▶ _Short task_
All of the material should be reproduced exactly, with pictures left out.

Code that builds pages
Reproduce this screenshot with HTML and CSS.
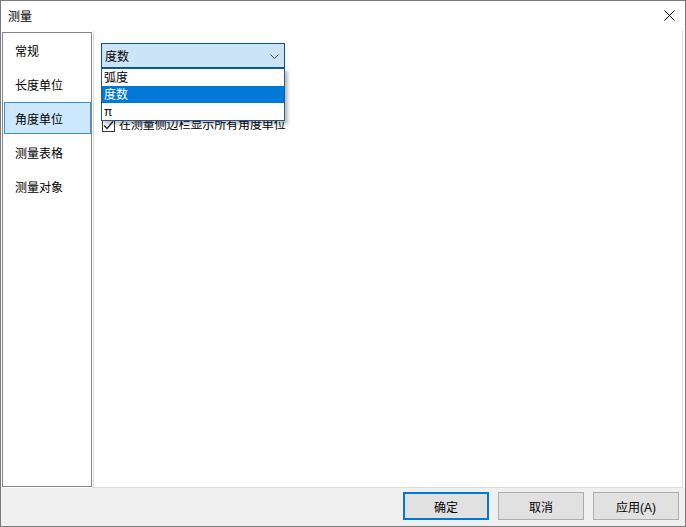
FILE: index.html
```html
<!DOCTYPE html>
<html>
<head>
    <link rel="stylesheet" href="styles.css">
</head>
<body>
    <div class="window">
        <header class="titlebar">
            <span class="title">测量</span>
            <button class="close" id="close">
                <svg width="11" height="11" viewBox="0 0 11 11"><path d="M0.5 0.5L10.5 10.5M10.5 0.5L0.5 10.5" stroke="#000" stroke-width="1" fill="none"/></svg>
            </button>
        </header>

        <div class="main">
            <!-- Category list -->
            <ul class="nav">
                <li class="nav-item">常规</li>
                <li class="nav-item">长度单位</li>
                <li class="nav-item selected">角度单位</li>
                <li class="nav-item">测量表格</li>
                <li class="nav-item">测量对象</li>
            </ul>

            <!-- Settings page -->
            <div class="panel">
                <div class="combo-wrap">
                    <div class="combo">
                        <span>度数</span>
                        <svg class="chevron" width="9" height="5" viewBox="0 0 9 5"><path d="M0.5 0.5L4.5 4.5L8.5 0.5" stroke="#444" stroke-width="1" fill="none"/></svg>
                    </div>
                    <ul class="dropdown">
                        <li class="option">弧度</li>
                        <li class="option active">度数</li>
                        <li class="option">π</li>
                    </ul>
                </div>
                <label class="check">
                    <span class="box">
                        <svg width="11" height="11" viewBox="0 0 11 11"><path d="M1 5.5L4 8.5L10 1.5" stroke="#222" stroke-width="1.2" fill="none"/></svg>
                    </span>
                    在测量侧边栏显示所有角度单位
                </label>
            </div>
        </div>

        <footer class="footer">
            <button class="button default">确定</button>
            <button class="button">取消</button>
            <button class="button">应用(A)</button>
        </footer>
    </div>
</body>
</html>
```

FILE: styles.css
```css
body {
    margin: 0;
    padding: 0;
    font-family: 'Liberation Sans', 'Noto Sans CJK SC', sans-serif;
    font-size: 12px;
    color: #000;
    background-color: white;
    overflow: hidden;
}

ul {
    list-style: none;
    margin: 0;
    padding: 0;
}

.window {
    width: 686px;
    height: 527px;
    box-sizing: border-box;
    border: 1px solid #7a7a7a;
    display: flex;
    flex-direction: column;
    background-color: #f0f0f0;
}

.titlebar {
    height: 30px;
    flex: none;
    background-color: white;
    display: flex;
    justify-content: space-between;
    align-items: center;
}

.title {
    margin-left: 7px;
    line-height: 16px;
    margin-top: 1px;
}

.close {
    all: unset;
    width: 11px;
    height: 11px;
    margin-right: 10px;
    margin-top: -1px;
    display: flex;
}

.main {
    height: 457px;
    flex: none;
    display: flex;
    background-color: white;
    padding: 0 2px 0 1px;
}

.nav {
    width: 90px;
    height: 455px;
    box-sizing: border-box;
    margin-top: 1px;
    border: 1px solid #828790;
    padding: 0 0 0 1px;
    display: flex;
    flex-direction: column;
}

.nav-item {
    height: 32px;
    margin: 1px 0;
    box-sizing: border-box;
    padding-left: 10px;
    display: flex;
    align-items: center;
    border: 1px solid transparent;
}

.nav-item.selected {
    background-color: #cce8ff;
    border-color: #3c90d8;
}

.panel {
    width: 590px;
    margin-left: 1px;
    box-sizing: border-box;
    border: 1px solid #dcdcdc;
    border-top: none;
    padding: 12px 0 0 7px;
}

.combo-wrap {
    position: relative;
    width: 184px;
}

.combo {
    height: 25px;
    box-sizing: border-box;
    border: 1px solid #005499;
    background-color: #cce4f7;
    padding: 0 5px 0 3px;
    display: flex;
    justify-content: space-between;
    align-items: center;
}

.chevron {
    margin-top: 1px;
}

.dropdown {
    position: absolute;
    top: 25px;
    left: 0;
    width: 184px;
    box-sizing: border-box;
    border: 1px solid #1e5a96;
    background-color: white;
    box-shadow: 3px 3px 3px rgba(0, 0, 0, 0.25);
}

.option {
    height: 17px;
    line-height: 19px;
    overflow: hidden;
    padding-left: 2px;
}

.option.active {
    background-color: #0078d7;
    color: white;
}

.check {
    margin-top: 51px;
    margin-left: 1px;
    display: flex;
    align-items: center;
    gap: 4px;
    line-height: 13px;
    letter-spacing: -0.1px;
}

.box {
    width: 13px;
    height: 13px;
    box-sizing: border-box;
    border: 1px solid #333;
    background-color: white;
    display: flex;
    align-items: center;
    justify-content: center;
}

.footer {
    flex: 1;
    display: flex;
    justify-content: flex-end;
    align-items: flex-start;
    gap: 9px;
    padding: 4px 6px 0 0;
}

.button {
    width: 86px;
    height: 28px;
    box-sizing: border-box;
    border: 1px solid #adadad;
    background-color: #e1e1e1;
    font-family: inherit;
    font-size: 12px;
    color: #000;
    padding: 0;
}

.button.default {
    border: 2px solid #0078d7;
}
```
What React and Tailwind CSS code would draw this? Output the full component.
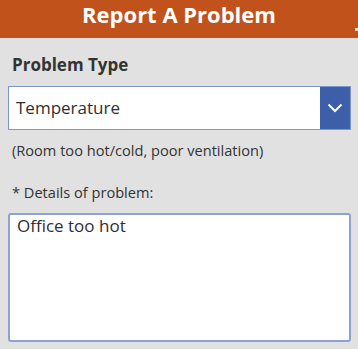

▶ _Exercise result_
Reproduce this screenshot with HTML and CSS.
FILE: index.html
```html
<!DOCTYPE html>
<html>
<head>
    <link rel="stylesheet" href="styles.css">
</head>
<body>
    <div class="window">
        <header class="titlebar">
            <span class="title">测量</span>
            <button class="close" id="close">
                <svg width="11" height="11" viewBox="0 0 11 11"><path d="M0.5 0.5L10.5 10.5M10.5 0.5L0.5 10.5" stroke="#000" stroke-width="1" fill="none"/></svg>
            </button>
        </header>

        <div class="main">
            <!-- Category list -->
            <ul class="nav">
                <li class="nav-item">常规</li>
                <li class="nav-item">长度单位</li>
                <li class="nav-item selected">角度单位</li>
                <li class="nav-item">测量表格</li>
                <li class="nav-item">测量对象</li>
            </ul>

            <!-- Settings page -->
            <div class="panel">
                <div class="combo-wrap">
                    <div class="combo">
                        <span>度数</span>
                        <svg class="chevron" width="9" height="5" viewBox="0 0 9 5"><path d="M0.5 0.5L4.5 4.5L8.5 0.5" stroke="#444" stroke-width="1" fill="none"/></svg>
                    </div>
                    <ul class="dropdown">
                        <li class="option">弧度</li>
                        <li class="option active">度数</li>
                        <li class="option">π</li>
                    </ul>
                </div>
                <label class="check">
                    <span class="box">
                        <svg width="11" height="11" viewBox="0 0 11 11"><path d="M1 5.5L4 8.5L10 1.5" stroke="#222" stroke-width="1.2" fill="none"/></svg>
                    </span>
                    在测量侧边栏显示所有角度单位
                </label>
            </div>
        </div>

        <footer class="footer">
            <button class="button default">确定</button>
            <button class="button">取消</button>
            <button class="button">应用(A)</button>
        </footer>
    </div>
</body>
</html>
```

FILE: styles.css
```css
body {
    margin: 0;
    padding: 0;
    font-family: 'Liberation Sans', 'Noto Sans CJK SC', sans-serif;
    font-size: 12px;
    color: #000;
    background-color: white;
    overflow: hidden;
}

ul {
    list-style: none;
    margin: 0;
    padding: 0;
}

.window {
    width: 686px;
    height: 527px;
    box-sizing: border-box;
    border: 1px solid #7a7a7a;
    display: flex;
    flex-direction: column;
    background-color: #f0f0f0;
}

.titlebar {
    height: 30px;
    flex: none;
    background-color: white;
    display: flex;
    justify-content: space-between;
    align-items: center;
}

.title {
    margin-left: 7px;
    line-height: 16px;
    margin-top: 1px;
}

.close {
    all: unset;
    width: 11px;
    height: 11px;
    margin-right: 10px;
    margin-top: -1px;
    display: flex;
}

.main {
    height: 457px;
    flex: none;
    display: flex;
    background-color: white;
    padding: 0 2px 0 1px;
}

.nav {
    width: 90px;
    height: 455px;
    box-sizing: border-box;
    margin-top: 1px;
    border: 1px solid #828790;
    padding: 0 0 0 1px;
    display: flex;
    flex-direction: column;
}

.nav-item {
    height: 32px;
    margin: 1px 0;
    box-sizing: border-box;
    padding-left: 10px;
    display: flex;
    align-items: center;
    border: 1px solid transparent;
}

.nav-item.selected {
    background-color: #cce8ff;
    border-color: #3c90d8;
}

.panel {
    width: 590px;
    margin-left: 1px;
    box-sizing: border-box;
    border: 1px solid #dcdcdc;
    border-top: none;
    padding: 12px 0 0 7px;
}

.combo-wrap {
    position: relative;
    width: 184px;
}

.combo {
    height: 25px;
    box-sizing: border-box;
    border: 1px solid #005499;
    background-color: #cce4f7;
    padding: 0 5px 0 3px;
    display: flex;
    justify-content: space-between;
    align-items: center;
}

.chevron {
    margin-top: 1px;
}

.dropdown {
    position: absolute;
    top: 25px;
    left: 0;
    width: 184px;
    box-sizing: border-box;
    border: 1px solid #1e5a96;
    background-color: white;
    box-shadow: 3px 3px 3px rgba(0, 0, 0, 0.25);
}

.option {
    height: 17px;
    line-height: 19px;
    overflow: hidden;
    padding-left: 2px;
}

.option.active {
    background-color: #0078d7;
    color: white;
}

.check {
    margin-top: 51px;
    margin-left: 1px;
    display: flex;
    align-items: center;
    gap: 4px;
    line-height: 13px;
    letter-spacing: -0.1px;
}

.box {
    width: 13px;
    height: 13px;
    box-sizing: border-box;
    border: 1px solid #333;
    background-color: white;
    display: flex;
    align-items: center;
    justify-content: center;
}

.footer {
    flex: 1;
    display: flex;
    justify-content: flex-end;
    align-items: flex-start;
    gap: 9px;
    padding: 4px 6px 0 0;
}

.button {
    width: 86px;
    height: 28px;
    box-sizing: border-box;
    border: 1px solid #adadad;
    background-color: #e1e1e1;
    font-family: inherit;
    font-size: 12px;
    color: #000;
    padding: 0;
}

.button.default {
    border: 2px solid #0078d7;
}
```
What React and Tailwind CSS code would draw this? Output the full component.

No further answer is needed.